A Holiday in Paxos
It goes without saying that Greece has a number of different faces. It’s part of what makes the country such an appealing prospect, but it also gives each individual area a unique identity; something which it holds on to and is proud of. Looking to find an interesting part of Greece which caught my eye, I stumbled across some idyllic and captivating images of Antipaxos and some secluded beaches amongst tropical turquoise water. There wasn’t really any hesitation, I had to find out how to get there.
It turns out that getting there is easier than the pictures look. The islands of Paxos
are beautifully isolated Ionian destinations situated via a 2 hour boat ride from Corfu
. Serenity and relaxation are the keywords here – as soon as I arrived at the ‘main’ port of Gaios I was struck by how laid back the area seemed compared the libidinous party atmosphere of Corfu and Kavos. ‘This is the kind of thing I’m looking for’ I thought, as I dragged my suitcase onto the small concrete dock and up to my small Hyundai hire car. Apart from a small number of visitors, tour operators and the occasional passing scooter, it wasn’t what you’d call hectic – it was self evident that the natural aspects of the islands themselves were the main attraction here.
I stayed for the first week in the tranquil and relatively affluent small town of Lakka. Along the harbour front, it’s easy to while away a day sitting at a taverna with the water from the harbour lapping at your feet – watching groups of yachting holiday makers come and go is a treat in itself. For the first few days, I embarked on the short walk through the main shopping streets to the two town beaches, which provided fantastic snorkelling and swimming conditions.
As the heat of each day subsided, it wasn’t a hard decision to know where to head in town. There are many bars and restaurants here in a very small space – it creates a special sense of sociability which I’ve not yet or since experienced in Greece. Expect a generous mix of yachting groups, boaty types, holidaymakers and young locals – the bars and restaurants here are enjoyably lively for a small place.
The second week of my two week stay on Paxos saw me drive south to Loggos – perhaps the most well known town in the area and therefore the place with a greater degree of variety when it comes to accommodation. Loggos as a place was enchanting – there’s no shortage of secluded villas, cottages and apartments.

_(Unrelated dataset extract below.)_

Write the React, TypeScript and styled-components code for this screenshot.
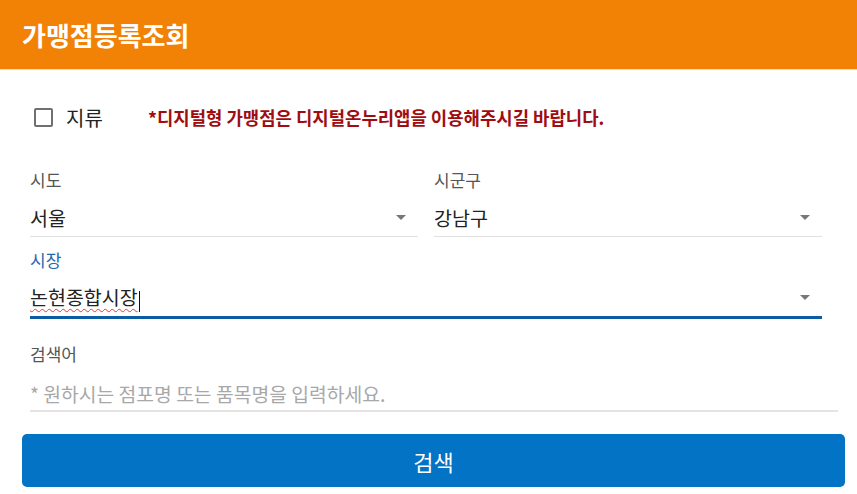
import React from 'react';
import styled, { createGlobalStyle } from 'styled-components';

const GlobalStyle = createGlobalStyle`
  body {
    margin: 0;
    background: #ffffff;
    font-family: "Noto Sans CJK KR", "Noto Sans", "Liberation Sans", sans-serif;
  }
`;

const Page = styled.div`
  width: 857px;
  min-height: 494px;
  background: #ffffff;
`;

const Header = styled.header`
  height: 70px;
  background: #f28206;
  border-bottom: 1px solid #eadfd4;
  display: flex;
  align-items: center;
  padding-left: 22px;
  box-sizing: border-box;
`;

const Title = styled.h1`
  margin: 0;
  color: #ffffff;
  font-size: 26px;
  font-weight: 700;
  letter-spacing: 0;
`;

const Content = styled.main`
  padding: 30px 12px 0 22px;
`;

const CheckRow = styled.div`
  display: flex;
  align-items: center;
  height: 34px;
  padding-left: 12px;
`;

const Box = styled.span`
  width: 15px;
  height: 15px;
  border: 2px solid #707070;
  border-radius: 2px;
  box-sizing: content-box;
  margin-right: 13px;
`;

const CheckLabel = styled.label`
  font-size: 20px;
  color: #222222;
  width: 82px;
`;

const Notice = styled.p`
  margin: 0;
  color: #a00d10;
  font-size: 17.8px;
  font-weight: 700;
  letter-spacing: 0;
`;

const Fields = styled.div`
  display: grid;
  grid-template-columns: 1fr 1fr;
  column-gap: 16px;
  margin: 36px 23px 0 8px;
`;

const Field = styled.div<{ $wide?: boolean; $first?: boolean }>`
  grid-column: ${({ $wide }) => ($wide ? '1 / -1' : 'auto')};
  margin-top: ${({ $first }) => ($first ? '0' : '13px')};
`;

const Label = styled.div<{ $active?: boolean }>`
  font-size: 17px;
  line-height: 20px;
  color: ${({ $active }) => ($active ? '#2567ad' : '#555555')};
`;

const SelectBox = styled.div<{ $active?: boolean }>`
  margin-top: 8px;
  height: 38px;
  display: flex;
  align-items: center;
  justify-content: space-between;
  border-bottom: ${({ $active }) => ($active ? '3px solid #0d5ba3' : '1px solid #e0e0e0')};
  box-sizing: content-box;
`;

const Value = styled.span<{ $spell?: boolean }>`
  font-size: 19.5px;
  color: #222222;
  text-decoration: ${({ $spell }) => ($spell ? 'underline wavy #e53935 1px' : 'none')};
  text-underline-offset: 3px;
  text-decoration-skip-ink: none;
`;

const Caret = styled.span`
  display: inline-block;
  width: 1px;
  height: 21px;
  background: #111111;
  vertical-align: middle;
  margin-left: 1px;
`;

const Arrow = styled.span`
  width: 0;
  height: 0;
  border-left: 5px solid transparent;
  border-right: 5px solid transparent;
  border-top: 5px solid #777777;
  margin-right: 12px;
`;

const SearchField = styled.div`
  margin: 25px 7px 0 8px;
`;

const Input = styled.input`
  display: block;
  width: 100%;
  margin-top: 14px;
  height: 32px;
  padding: 0;
  border: none;
  border-bottom: 2px solid #e4e4e4;
  outline: none;
  font-family: inherit;
  font-size: 19.3px;
  color: #222222;
  box-sizing: content-box;

  &::placeholder {
    color: #a8a8a8;
  }
`;

const SearchButton = styled.button`
  display: block;
  width: 100%;
  height: 53px;
  margin-top: 22px;
  border: none;
  border-radius: 5px;
  background: #0273c5;
  color: #ffffff;
  font-family: inherit;
  font-size: 22px;
  cursor: pointer;
`;

export default function App() {
  return (
    <Page>
      <GlobalStyle />
      <Header>
        <Title>가맹점등록조회</Title>
      </Header>
      <Content>
        <CheckRow>
          <Box />
          <CheckLabel>지류</CheckLabel>
          <Notice>*디지털형 가맹점은 디지털온누리앱을 이용해주시길 바랍니다.</Notice>
        </CheckRow>

        <Fields>
          <Field $first>
            <Label>시도</Label>
            <SelectBox>
              <Value>서울</Value>
              <Arrow />
            </SelectBox>
          </Field>
          <Field $first>
            <Label>시군구</Label>
            <SelectBox>
              <Value>강남구</Value>
              <Arrow />
            </SelectBox>
          </Field>
          <Field $wide>
            <Label $active>시장</Label>
            <SelectBox $active>
              <span>
                <Value $spell>논현종합시장</Value>
                <Caret />
              </span>
              <Arrow />
            </SelectBox>
          </Field>
        </Fields>

        <SearchField>
          <Label>검색어</Label>
          <Input placeholder="* 원하시는 점포명 또는 품목명을 입력하세요." />
        </SearchField>

        <SearchButton>검색</SearchButton>
      </Content>
    </Page>
  );
}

Of course there’s no shortage of activities if lazing around is not your thing. I happened to hire a small boat while I was in Loggos, and discovered a huge number of breathtaking coves, small beaches and snorkelling opportunities up and down the east coast of the Island. For more dramatic scenery, most hire boats are also certified to go to the slightly rougher and more rugged west coast, where caves and huge cliffs can be seen and explored. As an island Paxos really does deliver on the scenery front.
There is an option when you hire a boat to take a slightly extended rental and visit the island of Antipaxos – a few miles south of the larger island. I visited on an organised trip but getting there via your own means is also definitely possible. The beaches are nothing short of sublime, and the walks around the island give you a taste of what the small islands of Greece must have been like hundreds of years ago. Completely isolated, virtually uninhabited – and with a crystal clear sea and skyline which is beautiful and mesmerising in equal measure. The heat helps, too, and the sea is perfect for swimming around Antipaxos. It really is a must visit if you’re visiting the island of Paxos or the surrounding area.
As with all Greek island holidays, the ferry back to Corfu spelt a return to civilization from what seemed like a real break away. It’s hard to match Paxos for a secluded break on a small island and an opportunity to see what the country has to offer.